### Task details
Reproduce the listing exactly and skip over any pictures.

### Provided data

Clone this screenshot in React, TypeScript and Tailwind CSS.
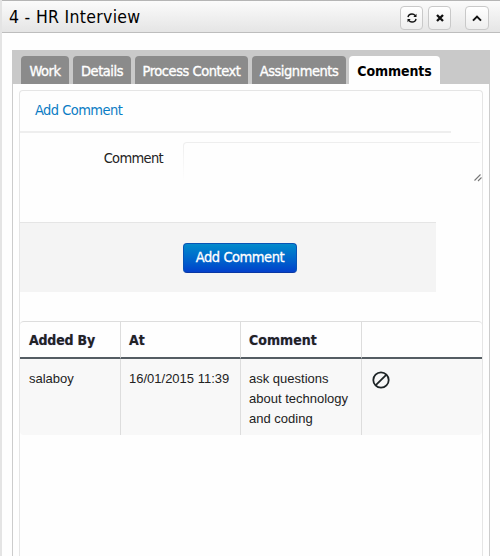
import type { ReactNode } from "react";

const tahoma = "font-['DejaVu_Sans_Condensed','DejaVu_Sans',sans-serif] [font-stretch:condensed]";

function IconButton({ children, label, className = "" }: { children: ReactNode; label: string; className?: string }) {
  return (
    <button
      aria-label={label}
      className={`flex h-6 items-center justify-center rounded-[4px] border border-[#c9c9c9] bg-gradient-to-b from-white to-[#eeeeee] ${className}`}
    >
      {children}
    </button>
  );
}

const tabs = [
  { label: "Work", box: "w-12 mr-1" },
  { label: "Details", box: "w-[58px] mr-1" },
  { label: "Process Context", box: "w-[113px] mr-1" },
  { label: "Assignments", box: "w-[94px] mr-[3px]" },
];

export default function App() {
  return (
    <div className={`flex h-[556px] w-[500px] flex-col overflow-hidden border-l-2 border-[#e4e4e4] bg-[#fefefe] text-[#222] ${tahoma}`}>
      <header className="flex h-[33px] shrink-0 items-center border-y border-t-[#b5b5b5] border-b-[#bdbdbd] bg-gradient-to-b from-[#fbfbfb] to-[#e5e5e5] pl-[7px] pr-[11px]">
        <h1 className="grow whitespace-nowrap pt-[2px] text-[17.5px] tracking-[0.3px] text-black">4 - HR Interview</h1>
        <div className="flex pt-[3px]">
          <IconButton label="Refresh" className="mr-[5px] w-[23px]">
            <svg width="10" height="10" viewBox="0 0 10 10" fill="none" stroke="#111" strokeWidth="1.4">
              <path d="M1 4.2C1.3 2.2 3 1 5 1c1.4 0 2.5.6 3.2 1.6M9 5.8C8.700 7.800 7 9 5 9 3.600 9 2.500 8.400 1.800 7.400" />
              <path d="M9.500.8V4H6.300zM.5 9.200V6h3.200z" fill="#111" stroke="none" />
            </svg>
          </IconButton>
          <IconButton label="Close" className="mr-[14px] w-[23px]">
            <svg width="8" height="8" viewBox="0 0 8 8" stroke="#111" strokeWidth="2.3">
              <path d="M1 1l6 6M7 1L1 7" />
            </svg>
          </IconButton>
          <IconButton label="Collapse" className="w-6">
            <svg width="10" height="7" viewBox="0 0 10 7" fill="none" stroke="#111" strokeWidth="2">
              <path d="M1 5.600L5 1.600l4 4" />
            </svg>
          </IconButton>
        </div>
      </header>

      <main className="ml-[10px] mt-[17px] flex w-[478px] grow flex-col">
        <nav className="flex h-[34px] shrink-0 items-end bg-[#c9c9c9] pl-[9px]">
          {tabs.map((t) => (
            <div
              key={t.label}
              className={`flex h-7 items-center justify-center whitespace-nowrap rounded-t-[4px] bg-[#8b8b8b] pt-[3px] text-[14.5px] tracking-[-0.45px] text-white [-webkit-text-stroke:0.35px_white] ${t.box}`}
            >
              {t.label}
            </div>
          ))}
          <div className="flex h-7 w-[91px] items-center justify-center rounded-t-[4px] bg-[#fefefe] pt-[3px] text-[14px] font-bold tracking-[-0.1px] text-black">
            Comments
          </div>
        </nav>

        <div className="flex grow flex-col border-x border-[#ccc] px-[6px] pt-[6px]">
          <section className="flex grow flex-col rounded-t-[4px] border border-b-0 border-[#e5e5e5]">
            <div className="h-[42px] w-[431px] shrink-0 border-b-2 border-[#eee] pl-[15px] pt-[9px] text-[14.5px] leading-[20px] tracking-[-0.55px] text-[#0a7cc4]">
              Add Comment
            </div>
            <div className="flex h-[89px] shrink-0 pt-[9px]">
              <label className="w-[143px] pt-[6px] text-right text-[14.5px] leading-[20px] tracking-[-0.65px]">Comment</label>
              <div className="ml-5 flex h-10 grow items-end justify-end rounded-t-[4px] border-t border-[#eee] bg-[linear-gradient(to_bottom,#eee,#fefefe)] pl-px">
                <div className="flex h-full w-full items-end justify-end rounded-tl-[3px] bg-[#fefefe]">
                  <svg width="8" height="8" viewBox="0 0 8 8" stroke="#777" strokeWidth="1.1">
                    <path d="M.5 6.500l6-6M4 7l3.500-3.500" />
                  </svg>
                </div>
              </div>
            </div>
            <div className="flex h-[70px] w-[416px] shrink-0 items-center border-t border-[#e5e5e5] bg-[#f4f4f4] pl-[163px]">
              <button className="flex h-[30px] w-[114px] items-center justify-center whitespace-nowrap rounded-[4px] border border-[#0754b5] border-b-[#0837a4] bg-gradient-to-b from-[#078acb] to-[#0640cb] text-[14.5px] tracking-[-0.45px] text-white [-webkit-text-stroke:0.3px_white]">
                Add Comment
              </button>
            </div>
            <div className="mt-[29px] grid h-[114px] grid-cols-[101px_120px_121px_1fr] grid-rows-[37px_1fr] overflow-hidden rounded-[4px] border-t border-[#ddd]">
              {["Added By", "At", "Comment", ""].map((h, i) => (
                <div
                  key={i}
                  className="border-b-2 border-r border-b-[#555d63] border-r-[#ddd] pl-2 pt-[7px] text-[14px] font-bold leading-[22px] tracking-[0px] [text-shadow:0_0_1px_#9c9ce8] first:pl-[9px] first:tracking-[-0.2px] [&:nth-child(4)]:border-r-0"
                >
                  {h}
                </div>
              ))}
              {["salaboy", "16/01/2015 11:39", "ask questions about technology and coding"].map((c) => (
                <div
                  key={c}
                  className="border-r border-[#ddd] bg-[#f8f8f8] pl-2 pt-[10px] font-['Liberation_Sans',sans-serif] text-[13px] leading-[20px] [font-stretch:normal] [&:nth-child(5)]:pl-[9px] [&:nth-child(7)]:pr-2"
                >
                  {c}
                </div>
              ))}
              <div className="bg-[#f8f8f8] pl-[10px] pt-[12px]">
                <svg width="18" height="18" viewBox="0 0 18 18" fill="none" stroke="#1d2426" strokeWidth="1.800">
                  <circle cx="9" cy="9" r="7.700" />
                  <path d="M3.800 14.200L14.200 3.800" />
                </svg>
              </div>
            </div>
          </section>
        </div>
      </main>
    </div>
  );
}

### Result of the task
Clone this screenshot in React, TypeScript and Tailwind CSS.
import type { ReactNode } from "react";

const tahoma = "font-['DejaVu_Sans_Condensed','DejaVu_Sans',sans-serif] [font-stretch:condensed]";

function IconButton({ children, label, className = "" }: { children: ReactNode; label: string; className?: string }) {
  return (
    <button
      aria-label={label}
      className={`flex h-6 items-center justify-center rounded-[4px] border border-[#c9c9c9] bg-gradient-to-b from-white to-[#eeeeee] ${className}`}
    >
      {children}
    </button>
  );
}

const tabs = [
  { label: "Work", box: "w-12 mr-1" },
  { label: "Details", box: "w-[58px] mr-1" },
  { label: "Process Context", box: "w-[113px] mr-1" },
  { label: "Assignments", box: "w-[94px] mr-[3px]" },
];

export default function App() {
  return (
    <div className={`flex h-[556px] w-[500px] flex-col overflow-hidden border-l-2 border-[#e4e4e4] bg-[#fefefe] text-[#222] ${tahoma}`}>
      <header className="flex h-[33px] shrink-0 items-center border-y border-t-[#b5b5b5] border-b-[#bdbdbd] bg-gradient-to-b from-[#fbfbfb] to-[#e5e5e5] pl-[7px] pr-[11px]">
        <h1 className="grow whitespace-nowrap pt-[2px] text-[17.5px] tracking-[0.3px] text-black">4 - HR Interview</h1>
        <div className="flex pt-[3px]">
          <IconButton label="Refresh" className="mr-[5px] w-[23px]">
            <svg width="10" height="10" viewBox="0 0 10 10" fill="none" stroke="#111" strokeWidth="1.4">
              <path d="M1 4.2C1.3 2.2 3 1 5 1c1.4 0 2.5.6 3.2 1.6M9 5.8C8.700 7.800 7 9 5 9 3.600 9 2.500 8.400 1.800 7.400" />
              <path d="M9.500.8V4H6.300zM.5 9.200V6h3.200z" fill="#111" stroke="none" />
            </svg>
          </IconButton>
          <IconButton label="Close" className="mr-[14px] w-[23px]">
            <svg width="8" height="8" viewBox="0 0 8 8" stroke="#111" strokeWidth="2.3">
              <path d="M1 1l6 6M7 1L1 7" />
            </svg>
          </IconButton>
          <IconButton label="Collapse" className="w-6">
            <svg width="10" height="7" viewBox="0 0 10 7" fill="none" stroke="#111" strokeWidth="2">
              <path d="M1 5.600L5 1.600l4 4" />
            </svg>
          </IconButton>
        </div>
      </header>

      <main className="ml-[10px] mt-[17px] flex w-[478px] grow flex-col">
        <nav className="flex h-[34px] shrink-0 items-end bg-[#c9c9c9] pl-[9px]">
          {tabs.map((t) => (
            <div
              key={t.label}
              className={`flex h-7 items-center justify-center whitespace-nowrap rounded-t-[4px] bg-[#8b8b8b] pt-[3px] text-[14.5px] tracking-[-0.45px] text-white [-webkit-text-stroke:0.35px_white] ${t.box}`}
            >
              {t.label}
            </div>
          ))}
          <div className="flex h-7 w-[91px] items-center justify-center rounded-t-[4px] bg-[#fefefe] pt-[3px] text-[14px] font-bold tracking-[-0.1px] text-black">
            Comments
          </div>
        </nav>

        <div className="flex grow flex-col border-x border-[#ccc] px-[6px] pt-[6px]">
          <section className="flex grow flex-col rounded-t-[4px] border border-b-0 border-[#e5e5e5]">
            <div className="h-[42px] w-[431px] shrink-0 border-b-2 border-[#eee] pl-[15px] pt-[9px] text-[14.5px] leading-[20px] tracking-[-0.55px] text-[#0a7cc4]">
              Add Comment
            </div>
            <div className="flex h-[89px] shrink-0 pt-[9px]">
              <label className="w-[143px] pt-[6px] text-right text-[14.5px] leading-[20px] tracking-[-0.65px]">Comment</label>
              <div className="ml-5 flex h-10 grow items-end justify-end rounded-t-[4px] border-t border-[#eee] bg-[linear-gradient(to_bottom,#eee,#fefefe)] pl-px">
                <div className="flex h-full w-full items-end justify-end rounded-tl-[3px] bg-[#fefefe]">
                  <svg width="8" height="8" viewBox="0 0 8 8" stroke="#777" strokeWidth="1.1">
                    <path d="M.5 6.500l6-6M4 7l3.500-3.500" />
                  </svg>
                </div>
              </div>
            </div>
            <div className="flex h-[70px] w-[416px] shrink-0 items-center border-t border-[#e5e5e5] bg-[#f4f4f4] pl-[163px]">
              <button className="flex h-[30px] w-[114px] items-center justify-center whitespace-nowrap rounded-[4px] border border-[#0754b5] border-b-[#0837a4] bg-gradient-to-b from-[#078acb] to-[#0640cb] text-[14.5px] tracking-[-0.45px] text-white [-webkit-text-stroke:0.3px_white]">
                Add Comment
              </button>
            </div>
            <div className="mt-[29px] grid h-[114px] grid-cols-[101px_120px_121px_1fr] grid-rows-[37px_1fr] overflow-hidden rounded-[4px] border-t border-[#ddd]">
              {["Added By", "At", "Comment", ""].map((h, i) => (
                <div
                  key={i}
                  className="border-b-2 border-r border-b-[#555d63] border-r-[#ddd] pl-2 pt-[7px] text-[14px] font-bold leading-[22px] tracking-[0px] [text-shadow:0_0_1px_#9c9ce8] first:pl-[9px] first:tracking-[-0.2px] [&:nth-child(4)]:border-r-0"
                >
                  {h}
                </div>
              ))}
              {["salaboy", "16/01/2015 11:39", "ask questions about technology and coding"].map((c) => (
                <div
                  key={c}
                  className="border-r border-[#ddd] bg-[#f8f8f8] pl-2 pt-[10px] font-['Liberation_Sans',sans-serif] text-[13px] leading-[20px] [font-stretch:normal] [&:nth-child(5)]:pl-[9px] [&:nth-child(7)]:pr-2"
                >
                  {c}
                </div>
              ))}
              <div className="bg-[#f8f8f8] pl-[10px] pt-[12px]">
                <svg width="18" height="18" viewBox="0 0 18 18" fill="none" stroke="#1d2426" strokeWidth="1.800">
                  <circle cx="9" cy="9" r="7.700" />
                  <path d="M3.800 14.200L14.200 3.800" />
                </svg>
              </div>
            </div>
          </section>
        </div>
      </main>
    </div>
  );
}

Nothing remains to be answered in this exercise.